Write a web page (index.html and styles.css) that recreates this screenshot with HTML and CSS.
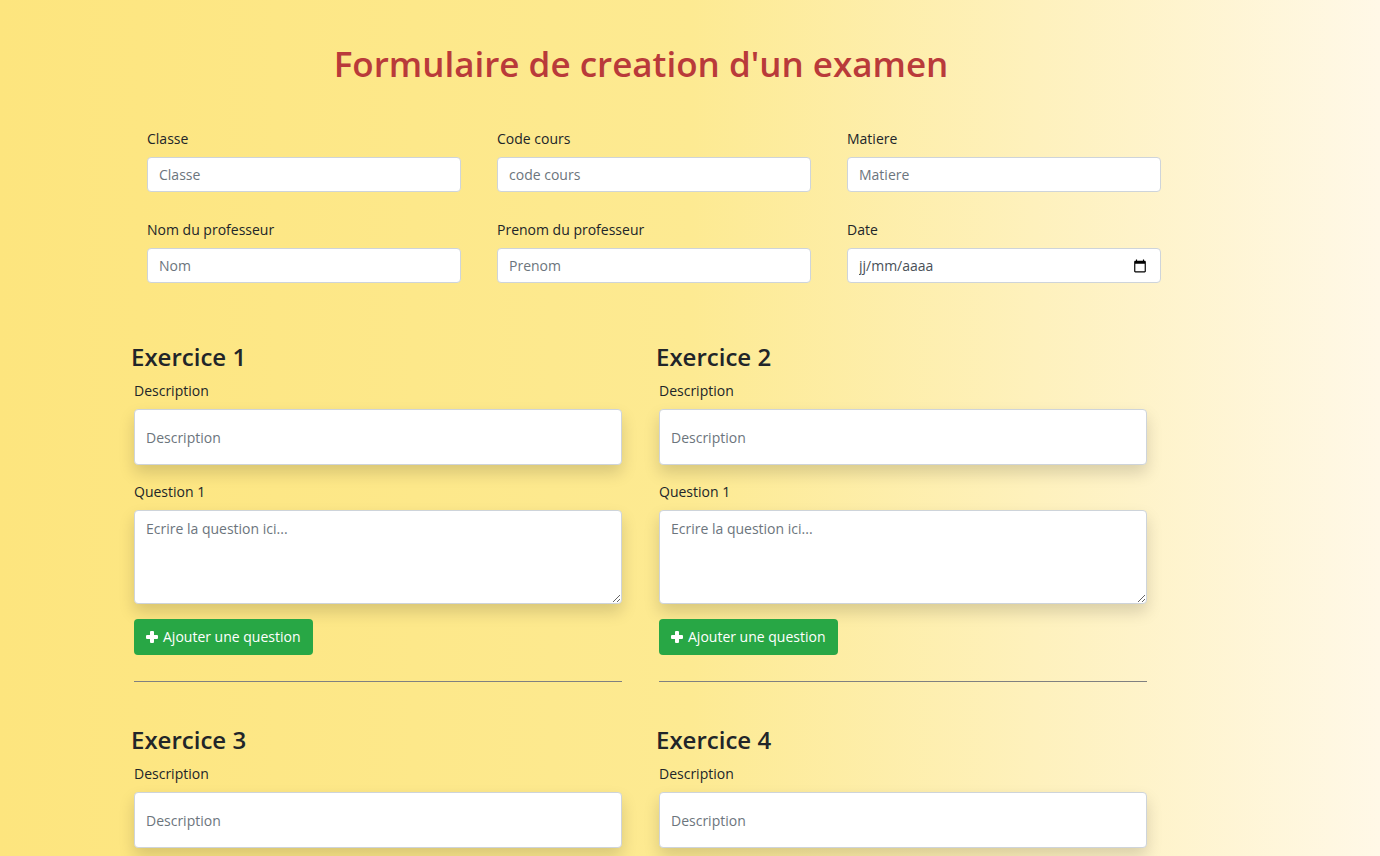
FILE: index.html
```html
<!DOCTYPE html>
<html lang="fr">
<head>
<meta charset="utf-8">
<meta name="viewport" content="width=device-width, initial-scale=1">
<title>Formulaire de creation d'un examen</title>
<link rel="stylesheet" href="styles.css">
</head>
<body>
<form class="page">
  <h1 class="title">Formulaire de creation d'un examen</h1>
  <div class="infos">
    <div class="field"><label class="label" for="classe">Classe</label><input class="control" id="classe" type="text" placeholder="Classe"></div>
    <div class="field"><label class="label" for="code">Code cours</label><input class="control" id="code" type="text" placeholder="code cours"></div>
    <div class="field"><label class="label" for="matiere">Matiere</label><input class="control" id="matiere" type="text" placeholder="Matiere"></div>
    <div class="field"><label class="label" for="nom">Nom du professeur</label><input class="control" id="nom" type="text" placeholder="Nom"></div>
    <div class="field"><label class="label" for="prenom">Prenom du professeur</label><input class="control" id="prenom" type="text" placeholder="Prenom"></div>
    <div class="field">
      <label class="label" for="date">Date</label>
      <div class="date">
        <input class="control control-date" id="date" type="text" placeholder="jj/mm/aaaa">
        <button class="date-button" type="button" aria-label="Ouvrir le calendrier">
          <svg class="date-icon" viewBox="0 0 24 24" aria-hidden="true"><path d="M20 3h-1V1h-2v2H7V1H5v2H4c-1.100 0-2 .9-2 2v16c0 1.100.9 2 2 2h16c1.100 0 2-.9 2-2V5c0-1.100-.9-2-2-2zm0 18H4V8h16v13z"/></svg>
        </button>
      </div>
    </div>
  </div>

  <div class="exercises">
    <section class="exercise">
      <h2 class="heading">Exercice 1</h2>
      <div class="body">
        <label class="label" for="desc1">Description</label>
        <input class="control control-tall" id="desc1" type="text" placeholder="Description">
        <label class="label" for="q1">Question 1</label>
        <textarea class="control control-area" id="q1" placeholder="Ecrire la question ici..."></textarea>
        <button class="add" type="button"><svg class="plus" viewBox="0 0 12 12" aria-hidden="true"><path d="M5 0h2q1 0 1 1v3h3q1 0 1 1v2q0 1-1 1H8v3q0 1-1 1H5q-1 0-1-1V8H1q-1 0-1-1V5q0-1 1-1h3V1q0-1 1-1z"/></svg>Ajouter une question</button>
        <hr class="rule">
      </div>
    </section>
    <section class="exercise">
      <h2 class="heading">Exercice 2</h2>
      <div class="body">
        <label class="label" for="desc2">Description</label>
        <input class="control control-tall" id="desc2" type="text" placeholder="Description">
        <label class="label" for="q2">Question 1</label>
        <textarea class="control control-area" id="q2" placeholder="Ecrire la question ici..."></textarea>
        <button class="add" type="button"><svg class="plus" viewBox="0 0 12 12" aria-hidden="true"><path d="M5 0h2q1 0 1 1v3h3q1 0 1 1v2q0 1-1 1H8v3q0 1-1 1H5q-1 0-1-1V8H1q-1 0-1-1V5q0-1 1-1h3V1q0-1 1-1z"/></svg>Ajouter une question</button>
        <hr class="rule">
      </div>
    </section>
    <section class="exercise">
      <h2 class="heading">Exercice 3</h2>
      <div class="body">
        <label class="label" for="desc3">Description</label>
        <input class="control control-tall" id="desc3" type="text" placeholder="Description">
      </div>
    </section>
    <section class="exercise">
      <h2 class="heading">Exercice 4</h2>
      <div class="body">
        <label class="label" for="desc4">Description</label>
        <input class="control control-tall" id="desc4" type="text" placeholder="Description">
      </div>
    </section>
  </div>
</form>
</body>
</html>
```
FILE: styles.css
```css
*, *::before, *::after { box-sizing: border-box; }

html {
  overflow-x: hidden;
  scrollbar-width: none;
}

body {
  margin: 0;
  min-height: 100vh;
  background: linear-gradient(to right, #fde57e 0%, #fdea92 50%, #fff8e7 100%);
  color: #212529;
  font: 400 14px/22px "Open Sans", "Noto Sans", sans-serif;
}

.page { padding: 42px 214px 0 116px; }

.title {
  margin: 0 0 42px;
  color: #b93a3a;
  font-size: 35px;
  font-weight: 600;
  line-height: 44px;
  text-align: center;
}

.infos {
  display: grid;
  grid-template-columns: repeat(3, 1fr);
  gap: 27px 36px;
  padding: 0 5px 0 31px;
}

.label {
  display: block;
  margin-bottom: 7px;
}

.control {
  display: block;
  width: 100%;
  height: 35px;
  padding: 0 11px;
  border: 1px solid #ced4da;
  border-radius: 4px;
  background: #fff;
  color: #495057;
  font: inherit;
}

.control::placeholder { color: #6c757d; opacity: 1; }
.control-date::placeholder { color: #495057; }

.date { position: relative; }

.date-button {
  position: absolute;
  top: 0;
  right: 8px;
  display: flex;
  align-items: center;
  height: 100%;
  padding: 0 6px;
  border: 0;
  background: none;
}

.date-icon { width: 14px; height: 14px; fill: #000; }

.exercises {
  display: grid;
  grid-template-columns: repeat(2, 1fr);
  gap: 43px 34px;
  margin-top: 59px;
  padding: 0 19px 0 15px;
}

.heading {
  margin: 0 0 8px;
  font-size: 24px;
  font-weight: 600;
  line-height: 30px;
}

.body { padding-left: 3px; }

.control-tall,
.control-area {
  box-shadow: 0 8px 16px rgba(0, 0, 0, 0.15);
}

.control-tall { height: 56px; margin-bottom: 16px; }

.control-area {
  height: 94px;
  margin-bottom: 15px;
  padding: 7px 11px;
  resize: vertical;
}

.add {
  display: flex;
  align-items: center;
  gap: 5px;
  height: 36px;
  padding: 0 12px;
  border: 0;
  border-radius: 4px;
  background: #28a745;
  color: #fff;
  font: inherit;
}

.plus { width: 12px; height: 12px; fill: #fff; }

.rule {
  height: 1px;
  margin: 26px 0 0;
  border: 0;
  background: #808080;
}
```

_Exercise_
Copy out every line of the material above exactly, skipping the pictures.

_Response_
Write a web page (index.html and styles.css) that recreates this screenshot with HTML and CSS.
FILE: index.html
```html
<!DOCTYPE html>
<html lang="fr">
<head>
<meta charset="utf-8">
<meta name="viewport" content="width=device-width, initial-scale=1">
<title>Formulaire de creation d'un examen</title>
<link rel="stylesheet" href="styles.css">
</head>
<body>
<form class="page">
  <h1 class="title">Formulaire de creation d'un examen</h1>
  <div class="infos">
    <div class="field"><label class="label" for="classe">Classe</label><input class="control" id="classe" type="text" placeholder="Classe"></div>
    <div class="field"><label class="label" for="code">Code cours</label><input class="control" id="code" type="text" placeholder="code cours"></div>
    <div class="field"><label class="label" for="matiere">Matiere</label><input class="control" id="matiere" type="text" placeholder="Matiere"></div>
    <div class="field"><label class="label" for="nom">Nom du professeur</label><input class="control" id="nom" type="text" placeholder="Nom"></div>
    <div class="field"><label class="label" for="prenom">Prenom du professeur</label><input class="control" id="prenom" type="text" placeholder="Prenom"></div>
    <div class="field">
      <label class="label" for="date">Date</label>
      <div class="date">
        <input class="control control-date" id="date" type="text" placeholder="jj/mm/aaaa">
        <button class="date-button" type="button" aria-label="Ouvrir le calendrier">
          <svg class="date-icon" viewBox="0 0 24 24" aria-hidden="true"><path d="M20 3h-1V1h-2v2H7V1H5v2H4c-1.100 0-2 .9-2 2v16c0 1.100.9 2 2 2h16c1.100 0 2-.9 2-2V5c0-1.100-.9-2-2-2zm0 18H4V8h16v13z"/></svg>
        </button>
      </div>
    </div>
  </div>

  <div class="exercises">
    <section class="exercise">
      <h2 class="heading">Exercice 1</h2>
      <div class="body">
        <label class="label" for="desc1">Description</label>
        <input class="control control-tall" id="desc1" type="text" placeholder="Description">
        <label class="label" for="q1">Question 1</label>
        <textarea class="control control-area" id="q1" placeholder="Ecrire la question ici..."></textarea>
        <button class="add" type="button"><svg class="plus" viewBox="0 0 12 12" aria-hidden="true"><path d="M5 0h2q1 0 1 1v3h3q1 0 1 1v2q0 1-1 1H8v3q0 1-1 1H5q-1 0-1-1V8H1q-1 0-1-1V5q0-1 1-1h3V1q0-1 1-1z"/></svg>Ajouter une question</button>
        <hr class="rule">
      </div>
    </section>
    <section class="exercise">
      <h2 class="heading">Exercice 2</h2>
      <div class="body">
        <label class="label" for="desc2">Description</label>
        <input class="control control-tall" id="desc2" type="text" placeholder="Description">
        <label class="label" for="q2">Question 1</label>
        <textarea class="control control-area" id="q2" placeholder="Ecrire la question ici..."></textarea>
        <button class="add" type="button"><svg class="plus" viewBox="0 0 12 12" aria-hidden="true"><path d="M5 0h2q1 0 1 1v3h3q1 0 1 1v2q0 1-1 1H8v3q0 1-1 1H5q-1 0-1-1V8H1q-1 0-1-1V5q0-1 1-1h3V1q0-1 1-1z"/></svg>Ajouter une question</button>
        <hr class="rule">
      </div>
    </section>
    <section class="exercise">
      <h2 class="heading">Exercice 3</h2>
      <div class="body">
        <label class="label" for="desc3">Description</label>
        <input class="control control-tall" id="desc3" type="text" placeholder="Description">
      </div>
    </section>
    <section class="exercise">
      <h2 class="heading">Exercice 4</h2>
      <div class="body">
        <label class="label" for="desc4">Description</label>
        <input class="control control-tall" id="desc4" type="text" placeholder="Description">
      </div>
    </section>
  </div>
</form>
</body>
</html>
```
FILE: styles.css
```css
*, *::before, *::after { box-sizing: border-box; }

html {
  overflow-x: hidden;
  scrollbar-width: none;
}

body {
  margin: 0;
  min-height: 100vh;
  background: linear-gradient(to right, #fde57e 0%, #fdea92 50%, #fff8e7 100%);
  color: #212529;
  font: 400 14px/22px "Open Sans", "Noto Sans", sans-serif;
}

.page { padding: 42px 214px 0 116px; }

.title {
  margin: 0 0 42px;
  color: #b93a3a;
  font-size: 35px;
  font-weight: 600;
  line-height: 44px;
  text-align: center;
}

.infos {
  display: grid;
  grid-template-columns: repeat(3, 1fr);
  gap: 27px 36px;
  padding: 0 5px 0 31px;
}

.label {
  display: block;
  margin-bottom: 7px;
}

.control {
  display: block;
  width: 100%;
  height: 35px;
  padding: 0 11px;
  border: 1px solid #ced4da;
  border-radius: 4px;
  background: #fff;
  color: #495057;
  font: inherit;
}

.control::placeholder { color: #6c757d; opacity: 1; }
.control-date::placeholder { color: #495057; }

.date { position: relative; }

.date-button {
  position: absolute;
  top: 0;
  right: 8px;
  display: flex;
  align-items: center;
  height: 100%;
  padding: 0 6px;
  border: 0;
  background: none;
}

.date-icon { width: 14px; height: 14px; fill: #000; }

.exercises {
  display: grid;
  grid-template-columns: repeat(2, 1fr);
  gap: 43px 34px;
  margin-top: 59px;
  padding: 0 19px 0 15px;
}

.heading {
  margin: 0 0 8px;
  font-size: 24px;
  font-weight: 600;
  line-height: 30px;
}

.body { padding-left: 3px; }

.control-tall,
.control-area {
  box-shadow: 0 8px 16px rgba(0, 0, 0, 0.15);
}

.control-tall { height: 56px; margin-bottom: 16px; }

.control-area {
  height: 94px;
  margin-bottom: 15px;
  padding: 7px 11px;
  resize: vertical;
}

.add {
  display: flex;
  align-items: center;
  gap: 5px;
  height: 36px;
  padding: 0 12px;
  border: 0;
  border-radius: 4px;
  background: #28a745;
  color: #fff;
  font: inherit;
}

.plus { width: 12px; height: 12px; fill: #fff; }

.rule {
  height: 1px;
  margin: 26px 0 0;
  border: 0;
  background: #808080;
}
```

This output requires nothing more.